I am a treat trainer who has a rescue dog who could be described as not that food motivated. Guess what? I can still find things that she is excited about! I have to be more creative than some other dog owners, but I can certainly find things she is eager to work for, such as bacon. You don’t need to jump to bacon if your dog will take treats but the point is there will be a point where your dog is hungry enough, and the reward is good enough to strike his fancy.

I am a treat trainer who has used to treats to train dogs to sit, down, stand, look, stay, come, leave it, drop it, take it, find it, heel, speak, quiet, hand target, retrieve, give paw, high five, roll over, play dead, on your side, stick ‘em up, bow, crawl, ride a skateboard, put his head in a person’s lap, walk with a wheelchair, alert a deaf owner to doorbells, and other alarms, signal a visually impaired person to safety, stay home alone comfortably, get used to his crate, not bark at the doorbell, walk nicely on leash, not be shy or anxious about strangers, to get along with other animals such as cats, to adjust to a new baby, or get used to a wobbly and unpredictable toddler, not to chase squirrels, or bark at traffic, and even counter act aggression against people, children and other animals.

I am a treat trainer and nothing will ever change my mind about that!

Teaching Your Dog a Reliable Recall

Teaching Your Dog a Reliable RecallWhat does recall mean when it pertains to dog training? Don’t worry, you don’t have to send your dog back to the factory! Recall is the fancy word dog trainers use to explain the behavior of coming when called.

Teaching your dog to come when called is very important, in fact it could be the most important cue you teach your dog. This cue could save your dog’s life, end a possible dog fight and especially bring you peace of mind when you are in an appropriate place to have your dog off leash.

How do you teach your dog to come when you call him? Remember CPR Cue, Praise, Reward; as this is always the best way to teach your dog a new cue. Choose the cue you want to use for your recall. If you aren’t sure check out our Five Rules to a Reliable Recall. I like to start indoors, with little distraction and I usually keep the dog on a 6 foot leach. Put the loop of the leash onto your wrist, or belt, and have some very tasty treats in your pocket or treat pouch close by, but not in your hands. Once you are set up this way you are ready for the warm up.

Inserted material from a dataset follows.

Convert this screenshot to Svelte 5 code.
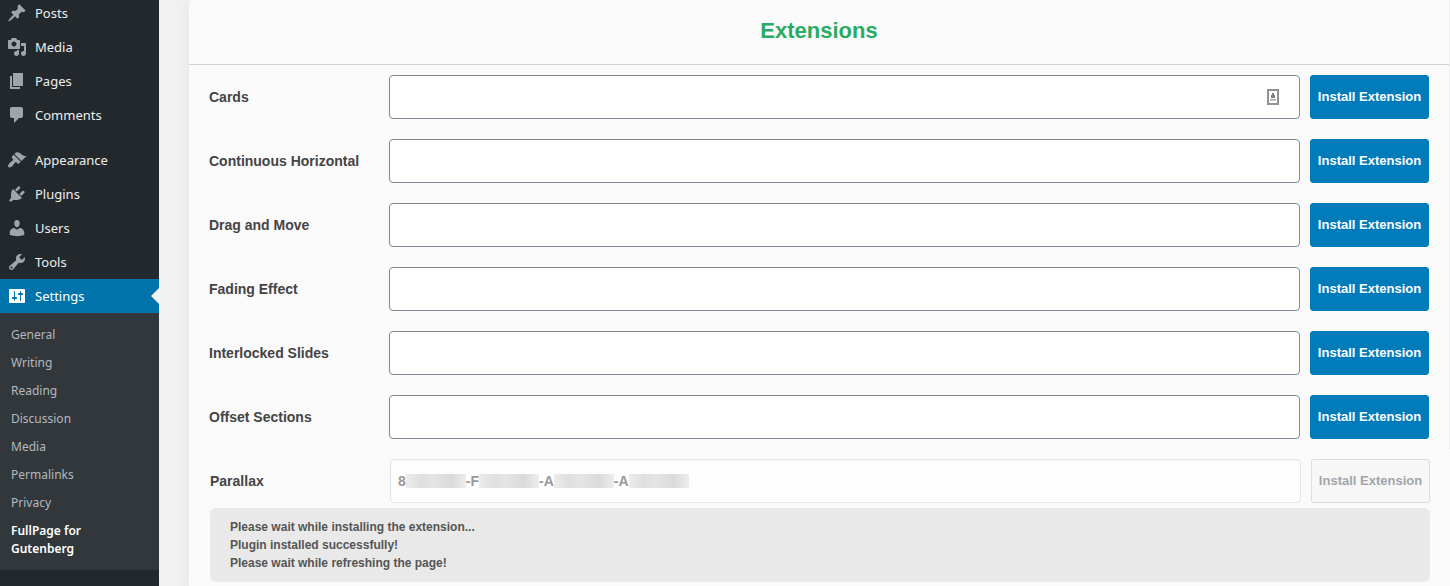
<script>
  const topMenu = [
    { name: 'Posts', d: 'M10.44 3.02l1.82-1.82 6.36 6.35-1.83 1.82c-1.05-.68-2.48-.57-3.41.36l-.75.75c-.92.93-1.04 2.35-.35 3.41l-1.83 1.82-2.41-2.41-2.8 2.79c-.42.42-3.38 2.71-3.8 2.29s1.86-3.39 2.28-3.81l2.79-2.79L4.1 9.36l1.83-1.82c1.05.69 2.48.57 3.4-.36l.75-.75c.93-.92 1.05-2.35.36-3.41z' },
    { name: 'Media', d: 'M13 11V4c0-.55-.45-1-1-1h-1.67L9 1H5L3.67 3H2c-.55 0-1 .45-1 1v7c0 .55.45 1 1 1h10c.55 0 1-.45 1-1zM7 4.5c1.38 0 2.5 1.12 2.5 2.5S8.38 9.5 7 9.5 4.5 8.38 4.5 7 5.62 4.5 7 4.5zM14 6h5v10.5c0 1.38-1.12 2.5-2.5 2.5S14 17.88 14 16.5s1.12-2.5 2.5-2.5c.17 0 .34.02.5.05V9h-3V6zm-4 8.05V13h2v3.5c0 1.38-1.12 2.5-2.5 2.5S7 17.88 7 16.5 8.12 14 9.5 14c.17 0 .34.02.5.05z' },
    { name: 'Pages', d: 'M6 15V2h10v13H6zm-1 1h8v2H3V5h2v11z' },
    { name: 'Comments', d: 'M5 2h9c1.1 0 2 .9 2 2v7c0 1.1-.9 2-2 2h-2l-5 5v-5H5c-1.1 0-2-.9-2-2V4c0-1.1.9-2 2-2z' },
    { name: 'Appearance', separated: true, d: 'M14.48 11.06L7.41 3.99l1.5-1.5c.5-.56 2.3-.47 3.51.32 1.21.8 1.43 1.28 2.91 2.1 1.18.64 2.45 1.26 4.45.85zm-.71.71L6.7 4.7 4.93 6.47c-.39.39-.39 1.02 0 1.41l1.06 1.06c.39.39.39 1.03 0 1.42-.6.6-1.43 1.11-2.21 1.69-.35.26-.7.53-1.01.84C1.43 14.23.4 16.08 1.4 17.07c.99 1 2.84-.03 4.18-1.36.31-.31.58-.66.85-1.02.57-.78 1.08-1.61 1.69-2.21.39-.39 1.02-.39 1.41 0l1.06 1.06c.39.39 1.02.39 1.41 0z' },
    { name: 'Plugins', d: 'M13.11 4.36L9.87 7.6 8 5.73l3.24-3.24c.35-.34 1.05-.2 1.56.32.52.51.66 1.21.31 1.55zm-8 1.77l.91-1.12 9.01 9.01-1.19.84c-.71.71-2.63 1.16-3.82 1.16H6.14L4.9 17.26c-.59.59-1.54.59-2.12 0-.59-.58-.59-1.53 0-2.12l1.24-1.24v-3.88c0-1.13.4-3.19 1.09-3.89zm7.26 3.97l3.24-3.24c.34-.35 1.04-.21 1.55.31.52.51.66 1.21.31 1.55l-3.24 3.25z' },
    { name: 'Users', d: 'M10 9.25c-2.27 0-2.73-3.44-2.73-3.44C7 4.02 7.82 2 9.97 2c2.16 0 2.98 2.02 2.71 3.81 0 0-.41 3.44-2.68 3.44zm0 2.57L12.72 10c2.39 0 4.52 2.33 4.52 4.53v2.49s-3.65 1.13-7.24 1.13c-3.65 0-7.24-1.13-7.24-1.13v-2.49c0-2.25 1.94-4.48 4.47-4.48z' },
    { name: 'Tools', d: 'M16.68 9.77c-1.34 1.34-3.3 1.67-4.95.99l-5.41 6.52c-.99.99-2.59.99-3.58 0s-.99-2.59 0-3.57l6.52-5.42c-.68-1.65-.35-3.61.99-4.95 1.28-1.28 3.12-1.62 4.72-1.06l-2.89 2.89 2.82 2.82 2.86-2.87c.53 1.58.18 3.39-1.08 4.65zM3.81 16.21c.4.39 1.04.39 1.43 0 .4-.4.4-1.04 0-1.43-.39-.4-1.03-.4-1.43 0-.39.39-.39 1.03 0 1.43z' },
    { name: 'Settings', current: true, d: 'M18 16V4c0-.55-.45-1-1-1H3c-.55 0-1 .45-1 1v12c0 .55.45 1 1 1h14c.55 0 1-.45 1-1zM8 11h1c.55 0 1 .45 1 1s-.45 1-1 1H8v1.5c0 .28-.22.5-.5.5s-.5-.22-.5-.5V13H6c-.55 0-1-.45-1-1s.45-1 1-1h1V5.5c0-.28.22-.5.5-.5s.5.22.5.5V11zm5-2h-1c-.55 0-1-.45-1-1s.45-1 1-1h1V5.5c0-.28.22-.5.5-.5s.5.22.5.5V7h1c.55 0 1 .45 1 1s-.45 1-1 1h-1v5.5c0 .28-.22.5-.5.5s-.5-.22-.5-.5V9z' }
  ];
  const subMenu = ['General', 'Writing', 'Reading', 'Discussion', 'Media', 'Permalinks', 'Privacy', 'FullPage for Gutenberg'];
  const extensions = ['Cards', 'Continuous Horizontal', 'Drag and Move', 'Fading Effect', 'Interlocked Slides', 'Offset Sections'];
  const keyParts = ['8', '-F', '-A', '-A'];
  const messages = ['Please wait while installing the extension...', 'Plugin installed successfully!', 'Please wait while refreshing the page!'];
</script>

<div class="admin">
  <nav class="sidebar">
    <ul class="menu">
      {#each topMenu as item}
        <li class:separated={item.separated}>
          <a href="#top" class:current={item.current}>
            <svg width="20" height="20" viewBox="0 0 20 20" aria-hidden="true"><path d={item.d} /></svg>
            <span>{item.name}</span>
          </a>
        </li>
      {/each}
    </ul>
    <ul class="submenu">
      {#each subMenu as name, i}
        <li><a href="#top" class:active={i === subMenu.length - 1}>{name}</a></li>
      {/each}
    </ul>
  </nav>

  <main>
    <section class="panel">
      <div class="available">
        <h1>Extensions</h1>
        <div class="rows">
          {#each extensions as name, i}
            <div class="row">
              <label for="key-{i}">{name}</label>
              <div class="field">
                <input id="key-{i}" type="text" />
                {#if i === 0}
                  <svg class="autofill" width="12" height="16" viewBox="0 0 12 16" aria-hidden="true">
                    <rect x="1" y="1" width="10" height="14" fill="#fff" stroke="#929292" stroke-width="2" />
                    <path d="M5 4h2v2h1v3H4V6h1z" fill="#808080" />
                    <path d="M3 10h6v1H3z" fill="#a8a8a8" />
                    <path d="M3 11h6v1H3z" fill="#c8c8c8" />
                  </svg>
                {/if}
              </div>
              <button type="button">Install Extension</button>
            </div>
          {/each}
        </div>
      </div>

      <div class="installing">
        <div class="row">
          <label for="key-parallax">Parallax</label>
          <div class="field">
            <input id="key-parallax" type="text" disabled />
            <div class="key">
              {#each keyParts as part}
                <span>{part}</span><i></i>
              {/each}
            </div>
          </div>
          <button type="button" disabled>Install Extension</button>
        </div>
        <div class="notice">
          {#each messages as message}
            <p>{message}</p>
          {/each}
        </div>
      </div>
    </section>
  </main>
</div>

<style>
  :global(body) {
    margin: 0;
    background: #f1f1f1;
    overflow: hidden;
  }
  .admin {
    display: flex;
    min-height: 100vh;
    font-family: "Liberation Sans", Arial, sans-serif;
    color: #444;
  }
  ul {
    list-style: none;
    margin: 0;
    padding: 0;
  }
  .sidebar {
    flex: none;
    width: 159px;
    background: #23282d;
    font-family: "Noto Sans", "Segoe UI", sans-serif;
  }
  .menu {
    margin-top: -4px;
  }
  .separated {
    margin-top: 11px;
  }
  .menu a {
    position: relative;
    display: flex;
    align-items: center;
    gap: 8px;
    height: 34px;
    padding-left: 7px;
    font-size: 13px;
    color: #eee;
    text-decoration: none;
  }
  .menu svg {
    fill: #a0a5aa;
  }
  .menu a.current {
    background: #0073aa;
    color: #fff;
  }
  .menu a.current svg {
    fill: #fff;
  }
  .menu a.current::after {
    content: "";
    position: absolute;
    right: 0;
    top: 9px;
    border: 8px solid transparent;
    border-left: 0;
    border-right-color: #f1f1f1;
  }
  .submenu {
    padding: 8px 0 7px;
    background: #32373c;
  }
  .submenu a {
    display: block;
    padding: 5px 50px 5px 11px;
    font-size: 12px;
    line-height: 18px;
    color: #b4b9be;
    text-decoration: none;
  }
  .submenu a.active {
    font-weight: 600;
    color: #fff;
  }
  main {
    flex: 1;
    min-width: 0;
    display: flex;
    padding-left: 30px;
  }
  .panel {
    flex: 1;
    min-width: 0;
    background: #fafafa;
    border-top-left-radius: 4px;
    box-shadow: 0 4px 18px rgba(0, 0, 0, 0.06);
    clip-path: inset(0 0 0 -30px);
  }
  .available {
    border-right: 1px solid #eee;
  }
  h1 {
    margin: 0;
    padding: 16px 20px 18px;
    border-bottom: 1px solid #d2d2d2;
    font-size: 22px;
    line-height: 30px;
    text-align: center;
    color: #2aab65;
  }
  .rows {
    display: grid;
    gap: 20px;
    padding: 10px 20px;
  }
  .row {
    display: grid;
    grid-template-columns: 170px minmax(0, 1fr) 119px;
    gap: 10px;
    align-items: center;
  }
  label {
    font-size: 14px;
    font-weight: bold;
  }
  .field {
    position: relative;
  }
  input {
    display: block;
    box-sizing: border-box;
    width: 100%;
    height: 44px;
    margin: 0;
    padding: 0 8px;
    border: 1px solid #7e8993;
    border-radius: 4px;
    background: #fff;
    font: bold 14px "Liberation Sans", Arial, sans-serif;
  }
  input:disabled {
    border-color: #e4e5e6;
    background: #fdfdfd;
    box-shadow: inset 0 1px 2px rgba(0, 0, 0, 0.04);
  }
  .autofill {
    position: absolute;
    right: 21px;
    top: 14px;
  }
  .key {
    position: absolute;
    inset: 0 auto 0 8px;
    display: flex;
    align-items: center;
    font-size: 14px;
    font-weight: bold;
    color: #999;
  }
  .key i {
    width: 60px;
    height: 14px;
    background: linear-gradient(90deg, #ececec, #dfdfdf 25%, #e5e5e5 45%, #dadada 75%, #ededed);
  }
  button {
    height: 44px;
    padding: 0 0 2px;
    border: 1px solid #007cba;
    border-radius: 3px;
    background: #007cba;
    font: bold 13px "Liberation Sans", Arial, sans-serif;
    color: #fff;
    white-space: nowrap;
  }
  button:disabled {
    border-color: #ddd;
    background: #f7f7f7;
    color: #a0a5aa;
  }
  .installing {
    padding: 10px 20px 4px 21px;
  }
  .notice {
    margin-top: 5px;
    padding: 10px 20px;
    border-radius: 6px;
    background: #e9e9e9;
    font-size: 12px;
    font-weight: bold;
    line-height: 18px;
    color: #555;
  }
  .notice p {
    margin: 0;
  }
</style>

For the warm up start by getting your dog interested in you. Do this by doing some of his favorite things, be careful not to do things you love to do to your dog, these are fine for affection time, but not for our recall. You can test this out by petting and scratching your dog in different places and just see if he tends to move away from you or closer, for the areas he moves closer, these are his favorites! Once your dog is very interested in you, back up a few steps, about the length of the leash, say your recall word, only once, and if your dog is happily following along praise, and then reward with a tasty treat. If your dog doesn’t come along with you, try to stay low and make some movement such as tapping the ground. The warm up should almost seem silly because it should be that easy for your dog to get right! Do several of these short easy recalls so your dog can warm up his recall. Use your warm up anytime you are in a new environment, to ensure a
reliable recall.

Once you are getting it, you can add some distance. At this point you may want to use a fixed length long leash, 15-30 feet. These leashes are great for teaching a dog his recall, but use caution as they can be thin, you may want to consider wearing gloves when using one, or even buying a horse lunge line to use because these tend to be thicker, but are the right length. Don’t use your “stay” cue to try and increase distance, because if we ask our dog to stay and walk away and call him to come we are weakening our stay cue. Instead drop some treats on the floor, or practice with two people so one can help distract. Call your dog to come to you by saying your recall word only once and then encouraging your pup to come with fun noises, or tapping on the floor. A dog’s vision is attracted to motion so this will help, but try to make sure the movement is nice and low, don’t just clap your hands at full height because it will likely be out of the dog’s vision range.

Don’t ever chase your dog; let him learn to chase you. As you increase the distance for your recall, if your dog is dawdling to come over to you, run away a few feet, but be excited and make it a game so your dog speeds up to chase you and finishes his recall.

The final key to a great recall is to be sure you praise as soon as your dog even starts to get this right. Your praise should be very powerful to your dog at this point, especially if you have been training using CPR, because your praise is always followed by rewards. Try to think of practicing recalls like a game of hot and cold. If your dog isn’t facing you and sniffing the ground away from you: COLD, if your dog even looks your way, WARMER, so give him a little praise, as soon as he looks your way tell him “Good Boy” and see if he continues to come your way, if he does it means he is getting warmer and warmer so up your praise along with what he is doing. If at any point he veers off path, then stop praising, but as soon as he starts to get it right again praise again, and as soon as he gets to you, HOT! Shower him with rewards.

Finally don’t forget that part of your recall will usually include clipping on a leash or putting on a collar, so practice grabbing the leash and collar and clipping them on and off along with your training. This way your dog won’t come to you, but then run away when you try to put the leash on. It is always best to end with the treat, so clip on the leash and then give your dog a treat. This is the idea of the good follows the bad, if the leash is the bad because it is ending the fun, follow it with some tasty chicken and it won’t be so bad! Practice your recall every single day, and try practicing in different places adding distance and distractions. You only need to practice for five minutes, we all have a spare five minutes, and it could save your dog’s life so it will be the best five minutes you have ever spent!